_WHAT IS BEING ASKED:_ Check each line of the records for "Tailwind"; collect those that have it.

_DATA ENTRIES:_
#####

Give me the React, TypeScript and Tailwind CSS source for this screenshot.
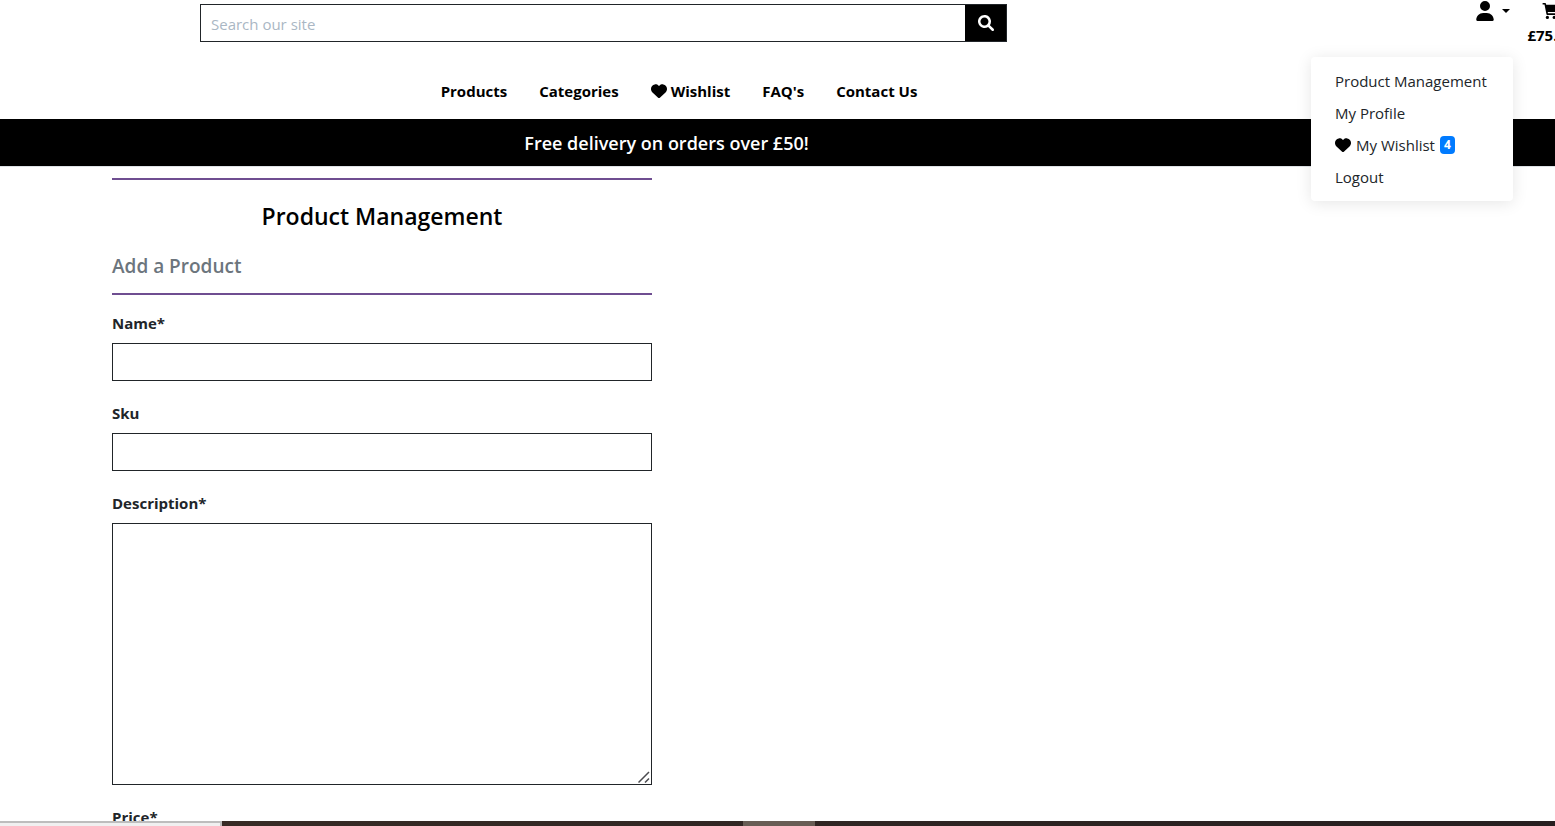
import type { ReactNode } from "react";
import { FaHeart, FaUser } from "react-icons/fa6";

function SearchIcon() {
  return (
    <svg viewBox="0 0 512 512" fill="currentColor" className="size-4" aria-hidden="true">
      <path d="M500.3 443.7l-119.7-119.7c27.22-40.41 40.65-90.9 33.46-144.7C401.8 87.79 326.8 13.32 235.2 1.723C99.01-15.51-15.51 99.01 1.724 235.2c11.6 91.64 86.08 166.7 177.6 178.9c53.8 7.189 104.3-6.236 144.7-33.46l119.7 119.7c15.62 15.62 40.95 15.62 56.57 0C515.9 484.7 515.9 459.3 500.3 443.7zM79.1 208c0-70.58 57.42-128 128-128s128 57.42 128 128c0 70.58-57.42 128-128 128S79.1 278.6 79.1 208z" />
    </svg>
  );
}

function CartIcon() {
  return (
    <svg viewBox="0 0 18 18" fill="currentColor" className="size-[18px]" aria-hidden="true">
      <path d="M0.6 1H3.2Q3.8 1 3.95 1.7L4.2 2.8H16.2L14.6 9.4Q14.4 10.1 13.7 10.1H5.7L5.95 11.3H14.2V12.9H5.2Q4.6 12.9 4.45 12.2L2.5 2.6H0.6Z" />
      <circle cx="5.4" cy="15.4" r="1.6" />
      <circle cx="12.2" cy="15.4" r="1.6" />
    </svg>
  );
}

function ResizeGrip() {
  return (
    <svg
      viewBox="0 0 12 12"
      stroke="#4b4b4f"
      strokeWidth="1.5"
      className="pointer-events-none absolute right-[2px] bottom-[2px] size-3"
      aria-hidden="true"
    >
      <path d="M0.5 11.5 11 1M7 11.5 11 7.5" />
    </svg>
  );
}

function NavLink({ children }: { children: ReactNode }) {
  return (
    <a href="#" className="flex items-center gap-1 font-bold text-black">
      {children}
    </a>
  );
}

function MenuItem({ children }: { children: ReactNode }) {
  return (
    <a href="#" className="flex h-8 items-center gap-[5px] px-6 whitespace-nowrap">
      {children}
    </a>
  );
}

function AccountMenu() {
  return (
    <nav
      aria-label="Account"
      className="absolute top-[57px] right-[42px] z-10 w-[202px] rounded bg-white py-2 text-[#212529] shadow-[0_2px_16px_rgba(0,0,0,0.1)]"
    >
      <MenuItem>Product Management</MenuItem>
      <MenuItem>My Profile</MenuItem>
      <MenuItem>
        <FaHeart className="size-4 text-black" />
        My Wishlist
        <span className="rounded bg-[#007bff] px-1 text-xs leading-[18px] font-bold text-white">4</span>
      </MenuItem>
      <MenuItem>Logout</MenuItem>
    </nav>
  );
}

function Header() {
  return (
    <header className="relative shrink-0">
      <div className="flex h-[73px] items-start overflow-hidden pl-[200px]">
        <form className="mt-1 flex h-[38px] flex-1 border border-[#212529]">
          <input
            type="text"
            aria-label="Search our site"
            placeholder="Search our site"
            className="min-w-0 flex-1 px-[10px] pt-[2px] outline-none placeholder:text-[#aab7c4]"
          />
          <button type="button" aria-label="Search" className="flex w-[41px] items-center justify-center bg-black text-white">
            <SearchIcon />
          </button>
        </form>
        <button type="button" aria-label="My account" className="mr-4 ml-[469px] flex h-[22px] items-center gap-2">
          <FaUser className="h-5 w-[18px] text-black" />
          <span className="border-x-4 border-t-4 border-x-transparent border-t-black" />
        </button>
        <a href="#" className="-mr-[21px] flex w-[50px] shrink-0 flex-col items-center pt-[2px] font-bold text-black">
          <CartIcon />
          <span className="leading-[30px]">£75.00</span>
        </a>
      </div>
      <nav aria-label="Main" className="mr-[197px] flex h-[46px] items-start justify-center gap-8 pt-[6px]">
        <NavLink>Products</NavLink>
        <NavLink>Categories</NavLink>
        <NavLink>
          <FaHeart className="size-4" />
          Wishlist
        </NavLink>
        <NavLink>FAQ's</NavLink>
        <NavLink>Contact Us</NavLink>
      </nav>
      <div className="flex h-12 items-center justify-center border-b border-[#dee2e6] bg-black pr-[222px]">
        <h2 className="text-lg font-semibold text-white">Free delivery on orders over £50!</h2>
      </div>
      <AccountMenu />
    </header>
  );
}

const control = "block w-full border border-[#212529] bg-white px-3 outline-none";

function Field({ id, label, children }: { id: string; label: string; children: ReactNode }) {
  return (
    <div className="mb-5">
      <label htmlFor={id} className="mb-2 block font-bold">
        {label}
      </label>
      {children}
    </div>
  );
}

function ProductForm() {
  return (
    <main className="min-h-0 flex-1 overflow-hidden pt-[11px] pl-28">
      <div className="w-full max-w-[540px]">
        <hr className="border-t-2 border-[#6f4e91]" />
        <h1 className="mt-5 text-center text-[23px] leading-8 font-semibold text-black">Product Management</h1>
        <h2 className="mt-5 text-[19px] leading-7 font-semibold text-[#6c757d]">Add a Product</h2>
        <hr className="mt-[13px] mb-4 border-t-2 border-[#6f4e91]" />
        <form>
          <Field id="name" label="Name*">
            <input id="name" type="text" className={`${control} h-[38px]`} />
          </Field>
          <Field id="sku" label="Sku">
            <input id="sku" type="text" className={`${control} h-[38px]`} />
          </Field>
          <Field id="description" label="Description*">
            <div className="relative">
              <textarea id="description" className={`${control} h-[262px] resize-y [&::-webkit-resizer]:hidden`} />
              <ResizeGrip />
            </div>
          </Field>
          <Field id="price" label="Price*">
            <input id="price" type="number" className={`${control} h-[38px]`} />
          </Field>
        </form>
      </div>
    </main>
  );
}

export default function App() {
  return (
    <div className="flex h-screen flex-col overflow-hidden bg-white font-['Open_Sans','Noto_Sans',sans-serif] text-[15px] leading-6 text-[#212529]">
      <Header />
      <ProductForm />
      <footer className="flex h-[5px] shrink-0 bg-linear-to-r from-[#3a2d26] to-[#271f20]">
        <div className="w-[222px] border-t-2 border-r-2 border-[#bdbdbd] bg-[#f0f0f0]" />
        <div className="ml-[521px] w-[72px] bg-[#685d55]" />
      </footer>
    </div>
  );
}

#####

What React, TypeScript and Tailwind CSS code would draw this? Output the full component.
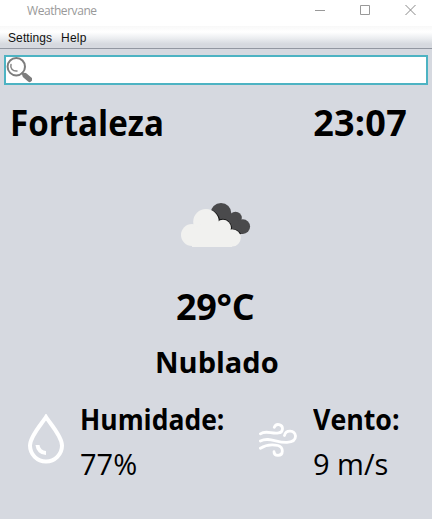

#####

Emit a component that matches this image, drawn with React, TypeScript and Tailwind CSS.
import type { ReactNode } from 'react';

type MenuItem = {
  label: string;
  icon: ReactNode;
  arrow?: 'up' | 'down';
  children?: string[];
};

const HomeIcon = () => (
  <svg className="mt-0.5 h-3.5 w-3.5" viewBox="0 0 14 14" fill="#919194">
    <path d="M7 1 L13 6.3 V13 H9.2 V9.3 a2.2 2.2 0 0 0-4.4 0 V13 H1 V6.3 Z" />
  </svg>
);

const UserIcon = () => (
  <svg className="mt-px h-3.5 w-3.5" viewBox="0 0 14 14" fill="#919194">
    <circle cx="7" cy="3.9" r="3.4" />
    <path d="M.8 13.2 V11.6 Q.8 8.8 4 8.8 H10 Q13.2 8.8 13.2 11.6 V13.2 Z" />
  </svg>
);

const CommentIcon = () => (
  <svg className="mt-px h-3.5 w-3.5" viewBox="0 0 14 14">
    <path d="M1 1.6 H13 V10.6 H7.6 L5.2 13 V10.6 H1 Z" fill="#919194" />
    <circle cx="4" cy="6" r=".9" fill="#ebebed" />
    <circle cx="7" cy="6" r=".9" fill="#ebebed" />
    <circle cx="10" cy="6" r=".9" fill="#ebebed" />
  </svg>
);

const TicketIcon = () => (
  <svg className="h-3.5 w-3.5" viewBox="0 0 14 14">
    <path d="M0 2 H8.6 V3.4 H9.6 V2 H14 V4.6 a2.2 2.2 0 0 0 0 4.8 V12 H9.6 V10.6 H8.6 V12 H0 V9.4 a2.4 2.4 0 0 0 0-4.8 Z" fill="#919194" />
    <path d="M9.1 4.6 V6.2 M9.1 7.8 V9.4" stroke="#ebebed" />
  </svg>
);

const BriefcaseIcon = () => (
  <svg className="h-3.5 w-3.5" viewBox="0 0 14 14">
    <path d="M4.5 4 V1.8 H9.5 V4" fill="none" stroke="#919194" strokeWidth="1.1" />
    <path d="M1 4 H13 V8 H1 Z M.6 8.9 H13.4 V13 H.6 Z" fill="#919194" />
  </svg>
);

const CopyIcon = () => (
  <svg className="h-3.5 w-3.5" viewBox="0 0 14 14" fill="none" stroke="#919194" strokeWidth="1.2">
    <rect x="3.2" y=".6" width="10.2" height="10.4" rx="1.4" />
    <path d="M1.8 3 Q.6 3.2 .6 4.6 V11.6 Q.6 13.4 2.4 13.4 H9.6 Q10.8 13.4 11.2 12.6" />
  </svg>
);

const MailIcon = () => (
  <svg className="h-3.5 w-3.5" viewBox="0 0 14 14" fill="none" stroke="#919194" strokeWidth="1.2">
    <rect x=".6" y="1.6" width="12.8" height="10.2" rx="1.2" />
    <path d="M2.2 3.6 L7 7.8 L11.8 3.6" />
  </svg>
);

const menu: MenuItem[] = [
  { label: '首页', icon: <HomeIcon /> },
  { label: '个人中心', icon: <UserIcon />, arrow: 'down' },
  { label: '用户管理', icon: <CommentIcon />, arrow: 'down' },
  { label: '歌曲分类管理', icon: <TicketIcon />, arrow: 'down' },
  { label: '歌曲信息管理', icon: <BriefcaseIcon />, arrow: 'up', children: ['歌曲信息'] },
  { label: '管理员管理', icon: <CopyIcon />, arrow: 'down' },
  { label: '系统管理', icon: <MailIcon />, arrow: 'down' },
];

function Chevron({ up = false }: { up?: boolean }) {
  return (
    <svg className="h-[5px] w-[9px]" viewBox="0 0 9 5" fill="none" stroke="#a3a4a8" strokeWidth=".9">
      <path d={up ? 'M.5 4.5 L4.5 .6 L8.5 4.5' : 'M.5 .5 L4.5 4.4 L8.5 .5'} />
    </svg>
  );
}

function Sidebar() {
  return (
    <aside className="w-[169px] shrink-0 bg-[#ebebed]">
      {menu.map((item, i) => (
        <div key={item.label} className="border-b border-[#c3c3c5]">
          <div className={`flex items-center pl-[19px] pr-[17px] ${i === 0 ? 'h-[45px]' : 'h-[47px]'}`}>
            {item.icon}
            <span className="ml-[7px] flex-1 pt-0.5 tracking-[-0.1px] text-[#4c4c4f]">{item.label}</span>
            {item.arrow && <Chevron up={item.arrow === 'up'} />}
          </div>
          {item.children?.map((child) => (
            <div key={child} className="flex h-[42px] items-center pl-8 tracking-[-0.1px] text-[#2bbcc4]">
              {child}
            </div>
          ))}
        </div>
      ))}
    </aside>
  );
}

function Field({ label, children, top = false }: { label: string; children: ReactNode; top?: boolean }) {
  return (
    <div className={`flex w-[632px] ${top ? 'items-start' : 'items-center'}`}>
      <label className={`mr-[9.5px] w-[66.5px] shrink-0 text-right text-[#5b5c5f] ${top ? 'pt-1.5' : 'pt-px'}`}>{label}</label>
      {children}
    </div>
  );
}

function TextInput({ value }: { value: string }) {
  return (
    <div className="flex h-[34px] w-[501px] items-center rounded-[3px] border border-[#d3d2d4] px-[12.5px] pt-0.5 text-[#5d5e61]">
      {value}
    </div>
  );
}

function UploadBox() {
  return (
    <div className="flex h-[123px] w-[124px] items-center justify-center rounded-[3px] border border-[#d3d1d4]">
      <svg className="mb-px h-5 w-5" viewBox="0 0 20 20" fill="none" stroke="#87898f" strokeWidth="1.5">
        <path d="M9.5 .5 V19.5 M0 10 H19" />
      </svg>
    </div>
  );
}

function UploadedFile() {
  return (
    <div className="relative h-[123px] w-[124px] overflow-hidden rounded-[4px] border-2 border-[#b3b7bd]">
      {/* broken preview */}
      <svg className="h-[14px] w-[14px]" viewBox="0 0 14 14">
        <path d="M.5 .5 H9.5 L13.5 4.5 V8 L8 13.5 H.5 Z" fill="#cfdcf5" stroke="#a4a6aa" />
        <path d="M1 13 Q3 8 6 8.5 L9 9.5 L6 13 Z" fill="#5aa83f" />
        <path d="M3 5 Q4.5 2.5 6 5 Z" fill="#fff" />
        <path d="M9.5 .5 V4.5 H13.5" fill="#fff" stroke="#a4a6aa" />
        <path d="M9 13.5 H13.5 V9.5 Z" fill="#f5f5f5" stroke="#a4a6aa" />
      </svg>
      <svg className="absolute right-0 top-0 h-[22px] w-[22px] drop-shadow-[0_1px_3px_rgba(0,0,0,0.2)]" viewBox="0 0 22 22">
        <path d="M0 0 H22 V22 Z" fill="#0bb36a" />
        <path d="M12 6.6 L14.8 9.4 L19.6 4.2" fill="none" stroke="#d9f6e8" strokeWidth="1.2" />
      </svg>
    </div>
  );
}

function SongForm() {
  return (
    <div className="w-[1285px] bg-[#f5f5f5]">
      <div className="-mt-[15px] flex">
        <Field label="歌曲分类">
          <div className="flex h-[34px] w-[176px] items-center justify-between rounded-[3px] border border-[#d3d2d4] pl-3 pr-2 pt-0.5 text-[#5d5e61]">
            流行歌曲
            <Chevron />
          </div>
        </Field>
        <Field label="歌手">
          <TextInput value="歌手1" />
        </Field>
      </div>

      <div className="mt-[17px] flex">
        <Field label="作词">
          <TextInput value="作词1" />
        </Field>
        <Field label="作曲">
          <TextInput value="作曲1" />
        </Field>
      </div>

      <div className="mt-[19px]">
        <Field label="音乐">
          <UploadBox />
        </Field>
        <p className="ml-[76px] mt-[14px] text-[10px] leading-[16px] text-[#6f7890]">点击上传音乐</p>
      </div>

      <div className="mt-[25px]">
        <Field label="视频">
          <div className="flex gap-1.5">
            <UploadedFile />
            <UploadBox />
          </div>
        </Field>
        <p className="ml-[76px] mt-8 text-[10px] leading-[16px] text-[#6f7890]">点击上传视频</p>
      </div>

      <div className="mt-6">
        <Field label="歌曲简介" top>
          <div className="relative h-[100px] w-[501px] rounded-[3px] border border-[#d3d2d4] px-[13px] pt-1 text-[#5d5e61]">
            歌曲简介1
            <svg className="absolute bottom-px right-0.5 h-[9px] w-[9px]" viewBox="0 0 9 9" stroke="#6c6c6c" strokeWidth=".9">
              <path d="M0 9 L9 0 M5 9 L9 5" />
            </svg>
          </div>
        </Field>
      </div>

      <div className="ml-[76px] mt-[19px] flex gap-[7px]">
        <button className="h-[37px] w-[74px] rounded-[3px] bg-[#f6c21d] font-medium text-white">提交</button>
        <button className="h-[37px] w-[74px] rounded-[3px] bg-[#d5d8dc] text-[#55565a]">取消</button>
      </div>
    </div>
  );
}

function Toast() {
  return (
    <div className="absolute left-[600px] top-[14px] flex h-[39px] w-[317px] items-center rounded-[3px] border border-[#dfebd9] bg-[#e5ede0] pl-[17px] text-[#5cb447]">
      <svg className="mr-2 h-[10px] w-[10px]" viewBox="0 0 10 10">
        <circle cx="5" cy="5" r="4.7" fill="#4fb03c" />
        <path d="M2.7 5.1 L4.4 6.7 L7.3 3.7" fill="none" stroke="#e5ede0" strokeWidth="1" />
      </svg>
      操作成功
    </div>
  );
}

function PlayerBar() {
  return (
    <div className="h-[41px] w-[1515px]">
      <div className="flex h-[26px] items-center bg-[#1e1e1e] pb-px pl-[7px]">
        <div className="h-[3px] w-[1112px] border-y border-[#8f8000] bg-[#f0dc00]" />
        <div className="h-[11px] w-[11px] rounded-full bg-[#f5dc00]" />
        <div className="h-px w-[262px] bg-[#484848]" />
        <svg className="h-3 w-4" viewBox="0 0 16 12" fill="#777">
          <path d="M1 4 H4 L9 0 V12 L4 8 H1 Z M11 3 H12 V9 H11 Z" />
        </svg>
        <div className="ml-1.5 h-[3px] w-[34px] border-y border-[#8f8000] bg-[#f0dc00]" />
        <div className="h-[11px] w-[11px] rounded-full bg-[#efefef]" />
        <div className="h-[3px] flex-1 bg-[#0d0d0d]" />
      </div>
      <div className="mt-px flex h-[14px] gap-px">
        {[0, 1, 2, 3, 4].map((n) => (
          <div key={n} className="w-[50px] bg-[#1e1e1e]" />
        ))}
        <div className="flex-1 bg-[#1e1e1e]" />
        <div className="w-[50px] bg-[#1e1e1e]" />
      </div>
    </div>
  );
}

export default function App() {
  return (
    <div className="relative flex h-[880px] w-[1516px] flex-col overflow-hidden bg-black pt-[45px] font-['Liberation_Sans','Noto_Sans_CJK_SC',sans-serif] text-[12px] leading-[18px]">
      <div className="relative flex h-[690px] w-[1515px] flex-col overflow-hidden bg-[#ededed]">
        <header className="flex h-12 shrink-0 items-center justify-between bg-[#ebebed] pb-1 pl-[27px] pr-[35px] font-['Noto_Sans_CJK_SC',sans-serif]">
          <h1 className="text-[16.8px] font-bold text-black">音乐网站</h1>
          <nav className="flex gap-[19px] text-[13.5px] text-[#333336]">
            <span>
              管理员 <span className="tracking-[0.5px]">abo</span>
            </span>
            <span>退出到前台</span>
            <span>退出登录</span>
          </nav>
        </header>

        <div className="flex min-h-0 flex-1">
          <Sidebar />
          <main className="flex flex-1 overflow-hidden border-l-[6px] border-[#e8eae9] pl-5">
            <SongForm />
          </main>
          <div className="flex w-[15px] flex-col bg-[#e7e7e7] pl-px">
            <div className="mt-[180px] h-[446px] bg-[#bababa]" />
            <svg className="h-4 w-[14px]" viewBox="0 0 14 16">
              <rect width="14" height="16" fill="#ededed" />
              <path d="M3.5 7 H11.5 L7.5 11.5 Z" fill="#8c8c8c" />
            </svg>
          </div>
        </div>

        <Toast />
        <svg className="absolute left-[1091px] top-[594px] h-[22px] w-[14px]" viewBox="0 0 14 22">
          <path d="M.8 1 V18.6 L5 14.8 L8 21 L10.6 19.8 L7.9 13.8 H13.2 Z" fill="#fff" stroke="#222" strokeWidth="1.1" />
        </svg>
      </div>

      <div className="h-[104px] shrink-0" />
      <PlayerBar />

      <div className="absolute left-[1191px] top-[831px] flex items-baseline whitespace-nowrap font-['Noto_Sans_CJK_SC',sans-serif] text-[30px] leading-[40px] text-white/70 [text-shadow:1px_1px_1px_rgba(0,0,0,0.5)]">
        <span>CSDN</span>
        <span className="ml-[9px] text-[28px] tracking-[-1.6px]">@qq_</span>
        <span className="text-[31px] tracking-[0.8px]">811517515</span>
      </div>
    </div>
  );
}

#####

_ANSWER BELOW:_
Give me the React, TypeScript and Tailwind CSS source for this screenshot.
What React, TypeScript and Tailwind CSS code would draw this? Output the full component.
Emit a component that matches this image, drawn with React, TypeScript and Tailwind CSS.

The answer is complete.